**Goal**
Check every line of the data below for the string "screenshot", and copy the ones that hold it.

**Given information**
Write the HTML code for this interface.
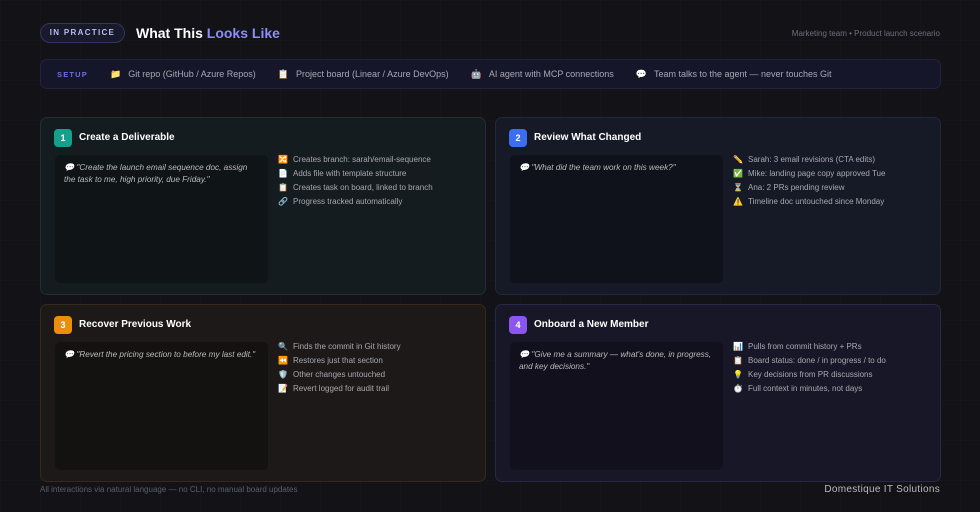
<!DOCTYPE html>
<html><head><meta charset="utf-8"><style>
*{margin:0;padding:0;box-sizing:border-box}
body{width:980px;height:512px;overflow:hidden;background:#121217;font-family:"Liberation Sans","DejaVu Sans",sans-serif;color:#ddd;position:relative;
background-image:linear-gradient(rgba(255,255,255,0.012) 1px,transparent 1px),linear-gradient(90deg,rgba(255,255,255,0.012) 1px,transparent 1px);background-size:40px 40px}
.abs{position:absolute}
.pill{left:40px;top:23px;width:85px;height:20px;border:1px solid #34345e;border-radius:10px;background:#19192c;color:#b8bcf0;font-size:8px;font-weight:bold;letter-spacing:1.3px;text-align:center;line-height:18px}
.title{left:136px;top:25px;font-size:14px;font-weight:bold;color:#fff}
.title span{color:#8b8ff5}
.sub{right:40px;top:29px;font-size:8px;color:#6f6f78}
.setup{left:40px;top:59px;width:901px;height:30px;border:1px solid #23233f;border-radius:7px;background:#16162a;font-size:9px;color:#a8a8b0;display:flex;align-items:center;padding-left:16px}
.setup b{color:#6a6ee8;font-size:7.5px;letter-spacing:1.2px;margin-right:22px}
.setup .it{margin-right:22px;display:flex;align-items:center}
.setup .it i{font-style:normal;font-size:9px;margin-right:7px}
.card{position:absolute;width:446px;height:178px;border-radius:7px;border:1px solid}
.c1{left:40px;top:117px;background:#151c20;border-color:#1f2f32}
.c2{left:495px;top:117px;background:#161926;border-color:#212741}
.c3{left:40px;top:304px;background:#1c1918;border-color:#36291b}
.c4{left:495px;top:304px;background:#181727;border-color:#292846}
.num{position:absolute;left:13px;top:11px;width:18px;height:18px;border-radius:4px;color:#fff;font-size:9px;font-weight:bold;text-align:center;line-height:18px}
.ct{position:absolute;left:38px;top:14px;font-size:10px;font-weight:bold;color:#fff}
.q{position:absolute;left:14px;top:37px;width:213px;height:128px;border-radius:5px;background:rgba(0,0,0,0.28);padding:7px 9px;font-size:8.2px;font-style:italic;color:#bbb;line-height:12px}
.ls{position:absolute;left:237px;top:35px;font-size:8px;color:#a8a8b0;line-height:14px;list-style:none}
.ls li i{font-style:normal;display:inline-block;width:15px;font-size:8px}
.foot{left:40px;top:485px;font-size:8px;color:#5f5f68}
.brand{right:40px;top:484px;font-size:10px;color:#bbb;letter-spacing:.3px}
</style></head><body>
<div class="abs pill">IN PRACTICE</div>
<div class="abs title">What This <span>Looks Like</span></div>
<div class="abs sub">Marketing team • Product launch scenario</div>
<div class="abs setup"><b>SETUP</b>
<div class="it"><i>📁</i>Git repo (GitHub / Azure Repos)</div>
<div class="it"><i>📋</i>Project board (Linear / Azure DevOps)</div>
<div class="it"><i>🤖</i>AI agent with MCP connections</div>
<div class="it"><i>💬</i>Team talks to the agent — never touches Git</div>
</div>
<div class="card c1"><div class="num" style="background:#14a08a">1</div><div class="ct">Create a Deliverable</div>
<div class="q">💬 "Create the launch email sequence doc, assign the task to me, high priority, due Friday."</div>
<ul class="ls"><li><i>🔀</i>Creates branch: sarah/email-sequence</li><li><i>📄</i>Adds file with template structure</li><li><i>📋</i>Creates task on board, linked to branch</li><li><i>🔗</i>Progress tracked automatically</li></ul></div>
<div class="card c2"><div class="num" style="background:#3b6ef0">2</div><div class="ct">Review What Changed</div>
<div class="q">💬 "What did the team work on this week?"</div>
<ul class="ls"><li><i>✏️</i>Sarah: 3 email revisions (CTA edits)</li><li><i>✅</i>Mike: landing page copy approved Tue</li><li><i>⏳</i>Ana: 2 PRs pending review</li><li><i>⚠️</i>Timeline doc untouched since Monday</li></ul></div>
<div class="card c3"><div class="num" style="background:#e8900c">3</div><div class="ct">Recover Previous Work</div>
<div class="q">💬 "Revert the pricing section to before my last edit."</div>
<ul class="ls"><li><i>🔍</i>Finds the commit in Git history</li><li><i>⏪</i>Restores just that section</li><li><i>🛡️</i>Other changes untouched</li><li><i>📝</i>Revert logged for audit trail</li></ul></div>
<div class="card c4"><div class="num" style="background:#8a55f0">4</div><div class="ct">Onboard a New Member</div>
<div class="q">💬 "Give me a summary — what's done, in progress, and key decisions."</div>
<ul class="ls"><li><i>📊</i>Pulls from commit history + PRs</li><li><i>📋</i>Board status: done / in progress / to do</li><li><i>💡</i>Key decisions from PR discussions</li><li><i>⏱️</i>Full context in minutes, not days</li></ul></div>
<div class="abs foot">All interactions via natural language — no CLI, no manual board updates</div>
<div class="abs brand">Domestique IT Solutions</div>
</body></html>
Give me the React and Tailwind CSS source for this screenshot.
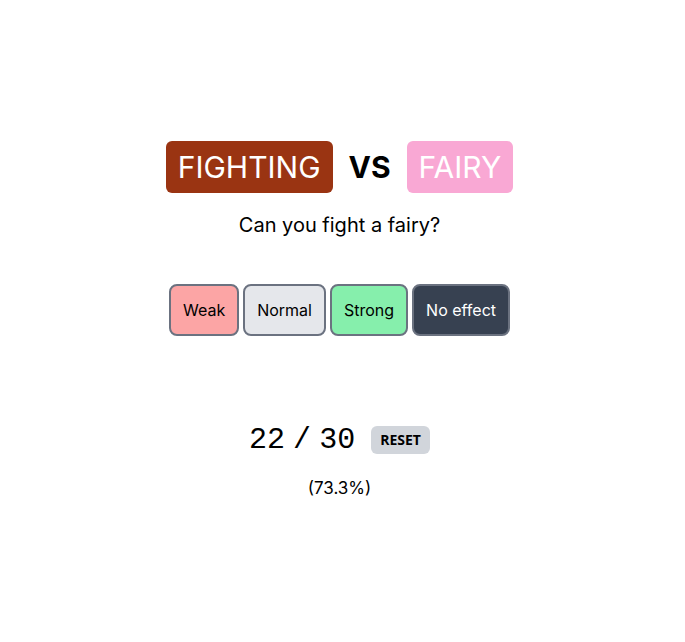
import React, { useState } from 'react';

const answers = [
  { label: 'Weak', className: 'bg-[#fca5a5] text-black' },
  { label: 'Normal', className: 'bg-[#e5e7eb] text-black' },
  { label: 'Strong', className: 'bg-[#86efac] text-black' },
  { label: 'No effect', className: 'bg-[#374151] text-white' },
];

const App = () => {
  const [score] = useState({ correct: 22, total: 30 });

  return (
    <div className="min-h-screen pr-1.5 flex flex-col items-center justify-center bg-white text-black font-['Inter',sans-serif]">
      <div className="flex items-center gap-4">
        <span className="px-3 py-2 rounded-md bg-[#9a3412] text-white text-3xl">FIGHTING</span>
        <span className="text-3xl font-bold">VS</span>
        <span className="px-3 py-2 rounded-md bg-[#f9a8d4] text-white text-3xl">FAIRY</span>
      </div>
      <p className="mt-[18px] text-xl">Can you fight a fairy?</p>

      <div className="mt-[45px] flex gap-1">
        {answers.map((a) => (
          <button
            key={a.label}
            className={`px-3 py-3 rounded-lg border-2 border-[#6b7280] ${a.className}`}
          >
            {a.label}
          </button>
        ))}
      </div>

      <div className="mt-[86px] flex items-center gap-4">
        <div className="flex items-center gap-2 text-3xl font-['Liberation_Mono',monospace]">
          <span>{score.correct}</span>
          <span>/</span>
          <span>{score.total}</span>
        </div>
        <button className="px-[9px] py-1 rounded-md bg-[#d1d5db] text-sm font-bold font-['Open_Sans',sans-serif]">
          RESET
        </button>
      </div>
      <p className="mt-[18px] text-[17px]">({((score.correct / score.total) * 100).toFixed(1)}%)</p>
    </div>
  );
};

export default App;
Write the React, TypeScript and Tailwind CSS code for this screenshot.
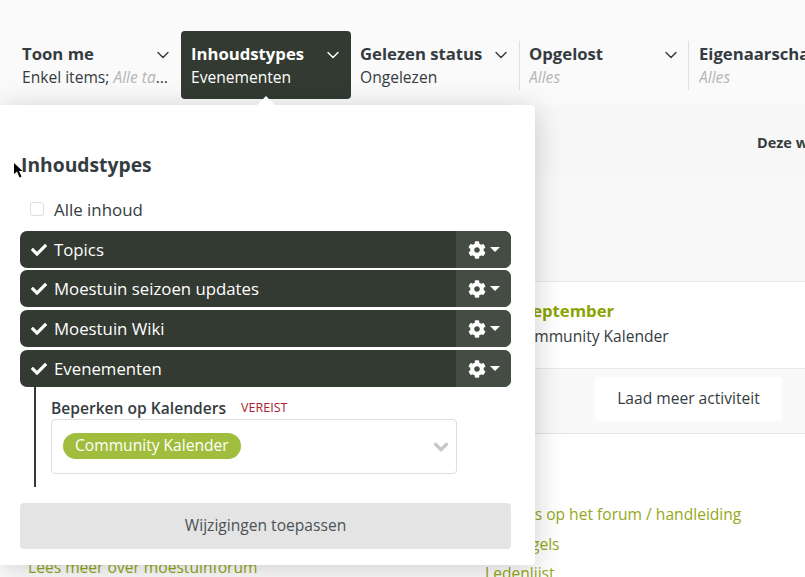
import React from "react";
import { ChevronDown } from "lucide-react";

const font = "font-['Open_Sans',sans-serif]";

interface FilterTabProps {
    title: string;
    value?: string;
    muted?: string;
    active?: boolean;
    divider?: string;
    width: string;
}

const FilterTab: React.FC<FilterTabProps> = ({ title, value, muted, active, divider, width }) => {
    return (
        <div className={`${width} relative h-[68px] shrink-0 rounded-[4px] pl-[10px] pr-[8px] pt-[12px] ${active ? "bg-[#323a32] text-white" : "text-[#353c41]"}`}>
            {divider && <div className={`absolute top-[10px] h-[49px] w-px bg-[#dfdfdf] ${divider}`} />}
            <div className="flex h-[22px] items-center justify-between">
                <span className="text-[16.7px] font-bold leading-[22px] whitespace-nowrap">{title}</span>
                <ChevronDown size={20} strokeWidth={1.7} className="mt-[1px] shrink-0" />
            </div>
            <div className="mt-[1px] truncate text-[15.6px] leading-[22px]">
                {value}
                {muted && <i className={`text-[#b5b5b5] ${value ? "ml-1" : ""}`}>{muted}</i>}
            </div>
        </div>
    );
};

const GearIcon = () => (
    <svg width="18" height="18" viewBox="0 0 512 512" fill="white">
        <path d="M487.4 315.7l-42.6-24.6c4.3-23.2 4.3-47 0-70.2l42.6-24.6c4.9-2.8 7.1-8.6 5.5-14-11.1-35.6-30-67.8-54.7-94.6-3.8-4.1-10-5.1-14.8-2.3L380.8 110c-17.9-15.4-38.5-27.3-60.8-35.1V25.8c0-5.6-3.9-10.5-9.4-11.7-36.7-8.2-74.3-7.8-109.2 0-5.5 1.2-9.4 6.1-9.4 11.7V75c-22.2 7.9-42.8 19.8-60.8 35.1L88.7 85.5c-4.9-2.8-11-1.9-14.8 2.3-24.7 26.7-43.6 58.9-54.7 94.6-1.7 5.4.6 11.2 5.5 14L67.3 221c-4.3 23.2-4.3 47 0 70.2l-42.6 24.6c-4.9 2.8-7.1 8.6-5.5 14 11.1 35.6 30 67.8 54.7 94.6 3.8 4.1 10 5.1 14.8 2.3l42.6-24.6c17.9 15.4 38.5 27.3 60.8 35.1v49.2c0 5.6 3.9 10.5 9.4 11.7 36.7 8.2 74.3 7.8 109.2 0 5.5-1.2 9.4-6.1 9.4-11.7v-49.2c22.2-7.9 42.8-19.8 60.8-35.1l42.6 24.6c4.9 2.8 11 1.9 14.8-2.3 24.7-26.7 43.6-58.9 54.7-94.6 1.5-5.5-.7-11.3-5.6-14.1zM256 336c-44.1 0-80-35.9-80-80s35.9-80 80-80 80 35.9 80 80-35.9 80-80 80z" />
    </svg>
);

const CheckIcon = () => (
    <svg width="16" height="16" viewBox="0 0 512 512" fill="white">
        <path d="M173.9 439.4L7.5 273c-10-10-10-26.2 0-36.2l36.2-36.2c10-10 26.2-10 36.2 0L192 312.7 432.1 72.6c10-10 26.2-10 36.2 0l36.2 36.2c10 10 10 26.2 0 36.2L210.1 439.4c-10 10-26.2 10-36.2 0z" />
    </svg>
);

const ContentRow: React.FC<{ label: string; className: string }> = ({ label, className }) => {
    return (
        <div className={`flex h-[37px] overflow-hidden rounded-[7px] bg-[#323a32] text-white ${className}`}>
            <div className="flex flex-1 items-center pl-[11px]">
                <CheckIcon />
                <span className="ml-[7px] mt-[2px] text-[16.8px] leading-none">{label}</span>
            </div>
            <div className="flex w-[55px] items-center bg-[#454c44] pl-[12px]">
                <GearIcon />
                <span className="ml-[4px] h-0 w-0 border-x-[5px] border-t-[5px] border-x-transparent border-t-white" />
            </div>
        </div>
    );
};

export default function App() {
    return (
        <div className={`${font} relative h-[577px] w-[805px] overflow-hidden bg-white text-[#353c41]`}>
            {/* filter bar */}
            <div className="flex h-[105px] items-start overflow-hidden bg-[#fafafa] pl-[12px] pt-[31px]">
                <FilterTab width="w-[169px]" title="Toon me" value="Enkel items;" muted="Alle tags en meer" />
                <FilterTab width="w-[170px]" title="Inhoudstypes" value="Evenementen" active />
                <FilterTab width="w-[169px] -ml-px" title="Gelezen status" value="Ongelezen" />
                <FilterTab width="w-[170px]" title="Opgelost" muted="Alles" divider="left-0" />
                <FilterTab width="w-[168px]" title="Eigenaarschap" muted="Alles" divider="left-[-1px]" />
            </div>

            {/* content behind the menu */}
            <div className="flex h-[70px] justify-end bg-[#f7f7f7] pt-[28px] text-[14.5px] font-bold leading-[20px]">
                <span className="w-[48px] overflow-hidden whitespace-nowrap">Deze week</span>
            </div>
            <div className="h-[106px] bg-[#f9f9f9]" />
            <div className="flex h-[88px] flex-col justify-center border-y border-[#e8e8e8] bg-white pb-[5px] pl-[515px]">
                <span className="-ml-[5px] whitespace-nowrap text-[16.7px] font-bold leading-[24px] text-[#8ba300]">1 september</span>
                <span className="mt-[2px] whitespace-nowrap text-[15.6px] leading-[22px]">Community Kalender</span>
            </div>
            <div className="flex h-[65px] items-center border-b border-[#e5e5e5] bg-[#f9f9f9] pb-[5px] pl-[595px]">
                <div className="flex h-[44px] w-[187px] items-center justify-center rounded-[4px] bg-white text-[15.6px]">
                    Laad meer activiteit
                </div>
            </div>
            <div className="mt-[69px] flex justify-between pl-[28px] text-[15.6px] leading-[22px] text-[#95a81a]">
                <span className="mt-[53px] whitespace-nowrap">Lees meer over moestuinforum</span>
                <div className="w-[320px] shrink-0">
                    <div className="-ml-[2px]">Handigs op het forum / handleiding</div>
                    <div className="mt-[8px]">Spelregels</div>
                    <div className="mt-[7px]">Ledenlijst</div>
                </div>
            </div>

            {/* dropdown menu */}
            <div className="absolute left-0 top-[105px] h-[460px] w-[535px] rounded-r-[4px] bg-white px-[20px] shadow-[0_5px_30px_rgba(0,0,0,0.2)]">
                <span className="absolute left-[257px] top-[-9px] h-0 w-0 border-x-[9px] border-b-[9px] border-x-transparent border-b-white" />
                <h2 className="ml-[1px] mt-[46px] text-[19.3px] font-bold leading-[27px]">Inhoudstypes</h2>
                <label className="mt-[20px] flex h-[24px] items-center pl-[10px] text-[16.9px]">
                    <span className="mb-[2px] h-[14px] w-[14px] rounded-[3px] border border-[#ddd] bg-white" />
                    <span className="ml-[10px]">Alle inhoud</span>
                </label>
                <div className="mt-[9px] flex w-[491px] flex-col">
                    <ContentRow label="Topics" className="" />
                    <ContentRow label="Moestuin seizoen updates" className="mt-[2px]" />
                    <ContentRow label="Moestuin Wiki" className="mt-[3px]" />
                    <ContentRow label="Evenementen" className="mt-[3px]" />
                </div>
                <div className="ml-[14px] h-[100px] w-[423px] border-l-2 border-[#323a32] pl-[15px] pt-[11px]">
                    <div className="flex h-[20px] items-center">
                        <span className="whitespace-nowrap text-[15.6px] font-semibold leading-[20px]">Beperken op Kalenders</span>
                        <span className="ml-[15px] text-[12.5px] leading-[20px] text-[#a8202e]">VEREIST</span>
                    </div>
                    <div className="mt-[1px] flex h-[55px] w-[406px] items-center justify-between rounded-[4px] border border-[#ddd] pl-[11px] pr-[4px]">
                        <span className="mb-[1px] flex h-[26px] items-center rounded-full bg-[#a0bd3d] px-[12px] text-[15.6px] text-white">
                            Community Kalender
                        </span>
                        <ChevronDown size={22} strokeWidth={3.5} className="mt-[1px] text-[#c8c8c8]" />
                    </div>
                </div>
                <button className="mt-[16px] h-[46px] w-[491px] rounded-[4px] bg-[#e4e4e4] pb-[1px] text-[15.6px] text-[#4b5257]">
                    Wijzigingen toepassen
                </button>
            </div>

            {/* mouse pointer */}
            <svg className="absolute left-[14px] top-[163px]" width="10" height="16" viewBox="0 0 10 16">
                <path d="M0 0 L0 11 L3 8.5 L5.5 14.5 L7.5 13.5 L5 8 L8.5 8 Z" fill="black" />
            </svg>
        </div>
    );
}
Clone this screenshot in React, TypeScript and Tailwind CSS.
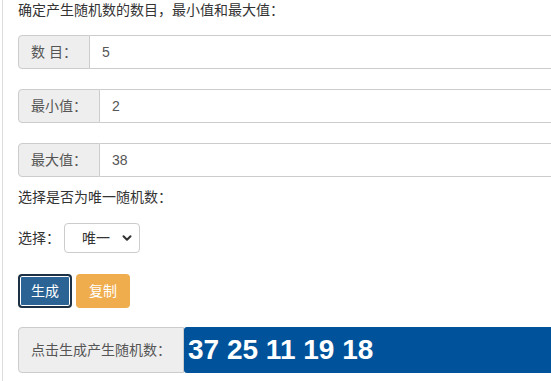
import { ChevronDown } from 'lucide-react';

const font = { fontFamily: '"Liberation Sans", "Noto Sans CJK SC", sans-serif' };

function Field({ label, value, className }: { label: string; value: string; className?: string }) {
	return (
		<div className={`flex h-[34px] w-[600px] ${className ?? ''}`}>
			<span className="flex items-center whitespace-pre rounded-l border border-[#ccc] bg-[#eee] px-3 text-sm text-[#555]">
				{label}
			</span>
			<div className="flex flex-1 items-center rounded-r border border-l-0 border-[#ccc] bg-white px-3 text-sm text-[#555]">
				{value}
			</div>
		</div>
	);
}

export default function App() {
	return (
		<div className="h-[381px] w-full overflow-hidden bg-white" style={font}>
			<div className="ml-[2px] h-full border-l border-[#ddd] pl-[15px] text-sm text-[#333]">
				<p className="leading-5">确定产生随机数的数目，最小值和最大值：</p>

				<Field label="数 目：" value="5" className="mt-[15px]" />
				<Field label="最小值：" value="2" className="mt-5" />
				<Field label="最大值：" value="38" className="mt-5" />

				<p className="mt-[10px] leading-5">选择是否为唯一随机数：</p>

				<div className="mt-[16px] flex items-center">
					<span className="w-[46px]">选择：</span>
					<div className="flex h-[30px] w-[76px] items-center justify-between rounded border border-[#ccc] bg-white pl-[17px] pr-[5px] text-[#333]">
						<span>唯一</span>
						<ChevronDown className="size-[14px]" strokeWidth={3.5} />
					</div>
				</div>

				<div className="mt-[21px] flex gap-1">
					<button className="h-[34px] w-[54px] rounded border-2 border-[#1d3144] bg-[#2a6394] text-sm text-white shadow-[inset_0_0_0_1px_#fff]">
						生成
					</button>
					<button className="h-[34px] w-[54px] rounded bg-[#f0ad4e] text-sm text-white">
						复制
					</button>
				</div>

				<div className="mt-[19px] flex h-[46px] w-[600px]">
					<span className="flex items-center rounded-l border border-[#ccc] bg-[#eee] px-3 text-sm text-[#555]">
						点击生成产生随机数：
					</span>
					<div className="flex flex-1 items-center rounded-l-[3px] bg-[#00539b] pl-[4px] text-[28px] font-bold text-white">
						37 25 11 19 18
					</div>
				</div>
			</div>
		</div>
	);
}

**Result of the exercise**
Give me the React and Tailwind CSS source for this screenshot.
Write the React, TypeScript and Tailwind CSS code for this screenshot.
Clone this screenshot in React, TypeScript and Tailwind CSS.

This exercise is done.